Sunday, March 22, 2015

In Defense of Writing

Well, here we are. I recommit to a new blog every few years and then invariably abandon it, only to start anew with a different URL and an enthusiastic exclamation of "This time is different!"

And yet.

It's been the better part of a year since I created my last post. But hey, at least I am adding to this blog instead of generating yet another piece of online real estate. Progress? This post is important, so I'm happy to be back.

It might sound strange, but I am often (usually in retrospect, I admit) incredibly grateful for the things that make me angry. Like, really angry. You know, fist on a table, curse-inducing, flush-faced angry. The kind you can feel long after the person has left the room. These things reveal, once I spend a few days explicating them and letting the dust settle, what really matters to me.

Like Words. Yeah, capital "W."

I recently found myself fuming, just embarrassingly angry, really, over someone else being censored for a piece she wrote in defense of language. That's right, I wasn't really directly involved in the situation, but I almost ran Kool-Aid man style through a wall in a fit of rage. Now, said censors don't hate language, but they didn't appreciate the writer's defense of language as a pure art. They didn't understand her profound arguments in favor of language unencumbered by the rules of the Internet, nor her unbridled appreciation for sentences strung together with nary a thought of Google. They would have prefered something that championed content written for search bots.

Which is fine.

Except.

Reading and writing are a big. Fucking. Deal. These skills translate to power. Period. So I would appreciate it (though I recognize it's unrealistic) if people wouldn't mess with a writer's defense of the craft she breathes. Or, at the very least, understand the gravity of their request that she somehow defend it less.

My great-grandmother signed her name with an "X." No, she wasn't a treasure hunting enthusiast, she just couldn't read and write. Growing up in Yugoslavia, she didn't need an education. She was a girl. Furthermore, she was needed at home to chase and tackle the sheep--but that's a story for another time.

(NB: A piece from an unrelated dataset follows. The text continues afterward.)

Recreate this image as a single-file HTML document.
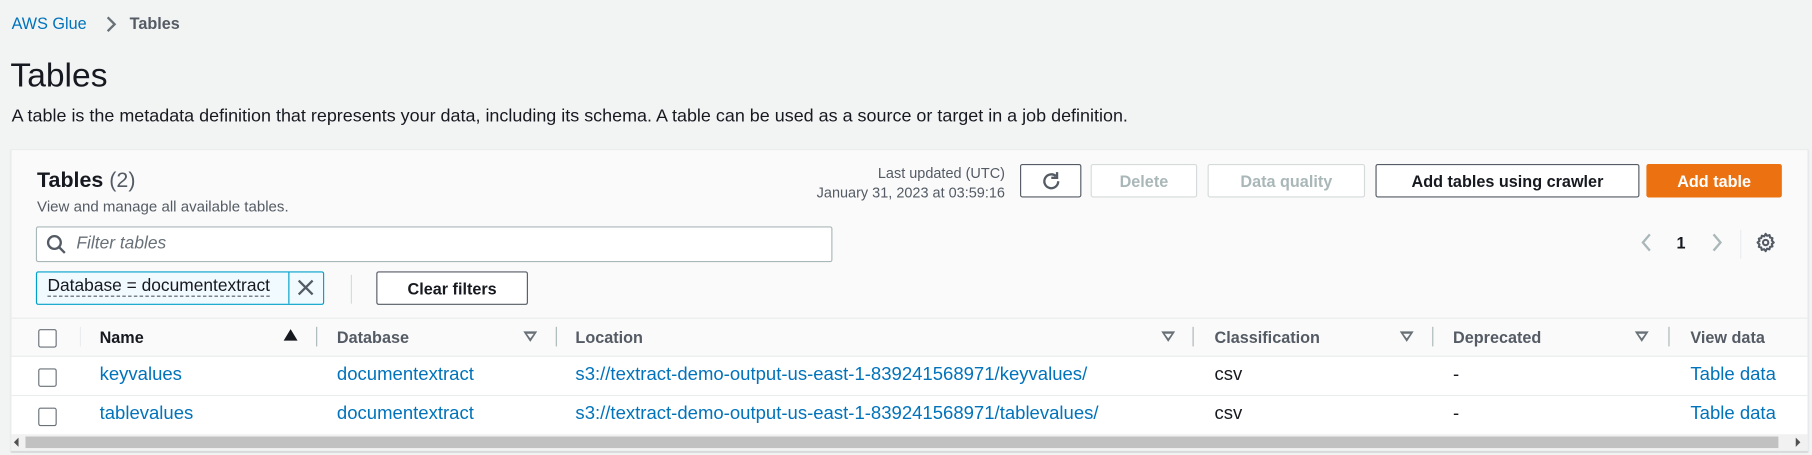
<!DOCTYPE html>
<html><head><meta charset="utf-8"><style>
html,body{margin:0;padding:0;width:1812px;height:455px;overflow:hidden;background:#f2f3f3;}
#w{position:absolute;left:0;top:0;width:1565px;height:394px;transform:scale(1.1578,1.1548);transform-origin:0 0;font-family:"Liberation Sans",sans-serif;color:#16191f;}
.a{position:absolute;white-space:nowrap;}
.lk{color:#0073bb;}
.box{position:absolute;box-sizing:border-box;}
.btn{position:absolute;box-sizing:border-box;border:1px solid #545b64;border-radius:2px;background:#fff;font-weight:bold;font-size:14px;color:#545b64;display:flex;align-items:center;justify-content:center;}
.dis{border-color:#d5dbdb;color:#aab7b8;}
.hd{position:absolute;top:284px;font-weight:bold;font-size:14px;color:#545b64;}
.tri{position:absolute;top:287px;width:0;height:0;border-left:6px solid transparent;border-right:6px solid transparent;border-top:9px solid #687078;}
.tri:after{content:"";position:absolute;left:-3px;top:-7px;border-left:3px solid transparent;border-right:3px solid transparent;border-top:4px solid #fafafa;}
.dv{position:absolute;top:283px;width:1px;height:17px;background:#aab7b8;}
.cb{position:absolute;left:33px;width:14px;height:14px;border:1px solid #687078;border-radius:2px;background:#fff;}
.r{position:absolute;font-size:16px;}
</style></head><body><div id="w">
<div class="a lk" style="left:10px;top:12px;font-size:14px">AWS Glue</div>
<svg class="a" style="left:91px;top:14px" width="10" height="14" viewBox="0 0 10 14"><path d="M2 1l6 6-6 6" fill="none" stroke="#687078" stroke-width="2"/></svg>
<div class="a" style="left:112px;top:12px;font-size:14px;font-weight:bold;color:#545b64">Tables</div>
<div class="a" style="left:9px;top:50px;font-size:29px;color:#16191f">Tables</div>
<div class="a" style="left:10px;top:92px;font-size:15.5px;color:#16191f">A table is the metadata definition that represents your data, including its schema. A table can be used as a source or target in a job definition.</div>

<div class="box" style="left:9px;top:129px;width:1553px;height:262px;background:#fafafa;border:1px solid #eaeded;box-shadow:0 1px 1px rgba(0,28,36,.3)"></div>
<div class="box" style="left:10px;top:309px;width:1551px;height:67px;background:#fff"></div>
<div class="box" style="left:10px;top:275px;width:1551px;height:1px;background:#eaeded"></div>
<div class="box" style="left:10px;top:308px;width:1551px;height:1px;background:#eaeded"></div>
<div class="box" style="left:10px;top:342px;width:1551px;height:1px;background:#eaeded"></div>

<div class="a" style="left:32px;top:145px;font-size:18.5px;font-weight:bold">Tables <span style="font-weight:normal;color:#545b64">(2)</span></div>
<div class="a" style="left:32px;top:171px;font-size:13px;color:#545b64">View and manage all available tables.</div>
<div class="a" style="left:660px;top:142px;width:208px;text-align:right;font-size:12.5px;color:#545b64;line-height:17px">Last updated (UTC)<br>January 31, 2023 at 03:59:16</div>

<div class="btn" style="left:881px;top:142px;width:53px;height:29px"><svg width="18" height="18" viewBox="0 0 18 18"><path d="M15 9a6 6 0 1 1-2-4.5" fill="none" stroke="#545b64" stroke-width="2"/><path d="M14 1v5h-5" fill="none" stroke="#545b64" stroke-width="2"/></svg></div>
<div class="btn dis" style="left:942px;top:142px;width:92px;height:29px">Delete</div>
<div class="btn dis" style="left:1043px;top:142px;width:136px;height:29px">Data quality</div>
<div class="btn" style="left:1188px;top:142px;width:228px;height:29px;color:#16191f">Add tables using crawler</div>
<div class="btn" style="left:1422px;top:142px;width:117px;height:29px;background:#ec7211;border-color:#ec7211;color:#fff">Add table</div>

<div class="box" style="left:31px;top:196px;width:688px;height:31px;background:#fff;border:1px solid #aab7b8;border-radius:2px"></div>
<svg class="a" style="left:40px;top:203px" width="17" height="17" viewBox="0 0 17 17"><circle cx="7" cy="7" r="5.5" fill="none" stroke="#545b64" stroke-width="2"/><path d="M11 11l5 5" stroke="#545b64" stroke-width="2"/></svg>
<div class="a" style="left:66px;top:202px;font-size:15px;font-style:italic;color:#687078">Filter tables</div>

<div class="box" style="left:31px;top:235px;width:249px;height:29px;background:#f1faff;border:1px solid #00a1c9;border-radius:2px"></div>
<div class="box" style="left:249px;top:236px;width:1px;height:27px;background:#00a1c9"></div>
<div class="a" style="left:41px;top:240px;font-size:15px;border-bottom:1px dashed #545b64;line-height:16px">Database = documentextract</div>
<svg class="a" style="left:257px;top:242px" width="14" height="14" viewBox="0 0 14 14"><path d="M1 1l12 12M13 1L1 13" stroke="#545b64" stroke-width="2"/></svg>
<div class="box" style="left:303px;top:238px;width:1px;height:25px;background:#d5dbdb"></div>
<div class="btn" style="left:325px;top:235px;width:131px;height:29px;color:#16191f">Clear filters</div>

<svg class="a" style="left:1416px;top:201px" width="12" height="18" viewBox="0 0 12 18"><path d="M9 2L3 9l6 7" fill="none" stroke="#aab7b8" stroke-width="2"/></svg>
<div class="a" style="left:1448px;top:202px;font-size:14px;font-weight:bold">1</div>
<svg class="a" style="left:1477px;top:201px" width="12" height="18" viewBox="0 0 12 18"><path d="M3 2l6 7-6 7" fill="none" stroke="#aab7b8" stroke-width="2"/></svg>
<div class="box" style="left:1503px;top:199px;width:1px;height:25px;background:#eaeded"></div>
<svg class="a" style="left:1516px;top:201px" width="18" height="18" viewBox="0 0 18 18"><path d="M9 1.5l1.3 1.7 2.1-.6.4 2.1 2.1.5-.6 2.1L16 9l-1.7 1.3.6 2.1-2.1.4-.5 2.1-2.1-.6L9 16.5l-1.3-1.7-2.1.6-.4-2.1-2.1-.5.6-2.1L2 9l1.7-1.3-.6-2.1 2.1-.4.5-2.1 2.1.6z" fill="none" stroke="#545b64" stroke-width="1.8" stroke-linejoin="round"/><circle cx="9" cy="9" r="2.3" fill="none" stroke="#545b64" stroke-width="1.8"/></svg>

<div class="cb" style="top:285px"></div>
<div class="box" style="left:69px;top:283px;width:1px;height:17px;background:#eaeded"></div>
<div class="hd" style="left:86px;color:#16191f">Name</div>
<div class="a" style="left:245px;top:285px;width:0;height:0;border-left:6px solid transparent;border-right:6px solid transparent;border-bottom:10px solid #16191f"></div>
<div class="dv" style="left:273px"></div>
<div class="hd" style="left:291px">Database</div><div class="tri" style="left:452px"></div><div class="dv" style="left:480px"></div>
<div class="hd" style="left:497px">Location</div><div class="tri" style="left:1003px"></div><div class="dv" style="left:1030px"></div>
<div class="hd" style="left:1049px">Classification</div><div class="tri" style="left:1209px"></div><div class="dv" style="left:1237px"></div>
<div class="hd" style="left:1255px">Deprecated</div><div class="tri" style="left:1412px"></div><div class="dv" style="left:1441px"></div>
<div class="hd" style="left:1460px">View data</div>

<div class="cb" style="top:319px"></div>
<div class="r lk" style="left:86px;top:316px">keyvalues</div>
<div class="r lk" style="left:291px;top:316px">documentextract</div>
<div class="r lk" style="left:497px;top:316px">s3://textract-demo-output-us-east-1-839241568971/keyvalues/</div>
<div class="r" style="left:1049px;top:316px">csv</div>
<div class="r" style="left:1255px;top:316px">-</div>
<div class="r lk" style="left:1460px;top:316px">Table data</div>

<div class="cb" style="top:353px"></div>
<div class="r lk" style="left:86px;top:350px">tablevalues</div>
<div class="r lk" style="left:291px;top:350px">documentextract</div>
<div class="r lk" style="left:497px;top:350px">s3://textract-demo-output-us-east-1-839241568971/tablevalues/</div>
<div class="r" style="left:1049px;top:350px">csv</div>
<div class="r" style="left:1255px;top:350px">-</div>
<div class="r lk" style="left:1460px;top:350px">Table data</div>

<div class="box" style="left:10px;top:376px;width:1551px;height:14px;background:#f1f1f1"></div>
<div class="box" style="left:22px;top:378px;width:1514px;height:10px;background:#c1c1c1"></div>
<div class="a" style="left:12px;top:379px;border-top:4px solid transparent;border-bottom:4px solid transparent;border-right:4px solid #505050"></div>
<div class="a" style="left:1551px;top:379px;border-top:4px solid transparent;border-bottom:4px solid transparent;border-left:4px solid #505050"></div>
</div></body></html>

Lacking knowledge of the written word puts one in perhaps the most vulnerable of positions. Yes, some men are illiterate, but more often than not school deprivation is used as a device to disenfranchise women. Lacking the ability to read and write impacts the ability to drive, conduct banking business, and just plain navigate the world. Job opportunities are scarce to say the least. In corners of the world today, women still fight for the right just to go to school, to learn to read, to delight in the ability to pen their thoughts. So, language is a big deal. Especially on paper.

Writing isn't just my job, it's not a mere hobby. It's a value. A very, very big part of who I am. It's a nod to my great-grandmother, to other female relatives who were lucky if they were put through the 8th grade, to my own power and autonomy.

So, yeah, I take it pretty seriously.

You can take my Swedish fish (from my clutching, white-knuckled hands), and you can even take my merlot. But you will take my love of the Oxford comma and alleged affinity for alliteration over my cold dead body. They're mine, and I will defend them always.

If it took this situation and its resulting anger to remind me just how damn much I love words... thanks for the metaphorical ammo, guys.